* Ali Rasper with Quincy Media…
House Republicans said Thursday morning that Democrats constantly ignore the need for reforms in Illinois.
They claim more than 600 House bills have passed out of the committees since January. Of those proposals, Republicans say 82% have Democratic sponsors while only 18% came from their caucus.
Rep. Amy Elik (R-Alton) recalled when Speaker Emanuel “Chris” Welch took office with a pledge to keep his door open and have accessibility for members from both parties. She noted that the Hillside Democrat explained all lawmakers could work together to solve the issues facing Illinois. However, she feels Welch hasn’t lived up to that promise.

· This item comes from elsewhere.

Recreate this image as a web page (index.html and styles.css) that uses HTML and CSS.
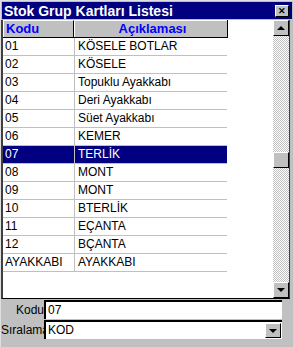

“Here we are, with 45 days until session adjournment and the Democrat-controlled legislature has failed to put forth any meaningful or substantive legislation dealing with fighting corruption, providing tax relief, and unfortunately no plan put forth to adopt a balanced budget,” said Elik.
Republicans argue ethics reform and property tax rates are the largest issues facing Illinois. Rep. David Welter (R-Morris) explained it’s been months since the Com-Ed scandal implicating former Speaker Mike Madigan.
* From Speaker Welch’s spokesperson Jaclyn Driscoll…
Bipartisanship has been an integral part of Speaker Welch’s legislative career, and it remains a top priority. Republicans should work across the aisle and come to the table to discuss bills that will help build a better future for the people of this state. Unfortunately, many of their bills are designed to eat up precious time during a pandemic on issues that voters have already rejected at the ballot box
*** UPDATE *** From Rep. Mark Batinick in response to Welch…
“From the Speaker’s statement, it is clear that the Democrats have no interest in addressing our state’s most pressing issues if bills on ethics reform, pension reform and property tax reform are considered a ‘waste of time’ to their caucus. The only issue Illinois voters have rejected at the ballot box is the Democratic-led graduated income tax that was resoundly dismissed by voters of all parties.
* Derek Cantù at NPR Illinois…
Tensions over the legislative process boiled over on the House floor on Thursday. State Rep. Dan Brady (R-Bloomington) expressed cynicism with the upcoming discussion over the consent calendar — a list of bills and resolutions that are deemed non-controversial and do not warrant lengthy debate.
“There’s quite a bit of apprehension from many of us on this side of the aisle, and I think understandably so, after a letter came out taking off of the consent agenda close to a dozen bills of House Republicans with no explanation, no insight, no discussion from our side of the aisle that we’re aware of,” Brady said.
State Rep. Greg Harris (D-Chicago) responded that his side of the aisle has been focusing on Democrats’ priority legislation and “working on a balanced budget.”
“We will be continuing to have meetings on rules in the future, and we will certainly notify you when those discussions happen,” he said.
Brady spoke up after the Democrats abruptly stopped debate on what was supposed to be an agreed bill because Rep. Sonia Harper (D-Chicago) had registered a complaint. The Republican-sponsored bill, designed to bring natural gas service to the impoverished mostly Black community of Pembroke Township, was eventually put back on the floor and passed 88-14.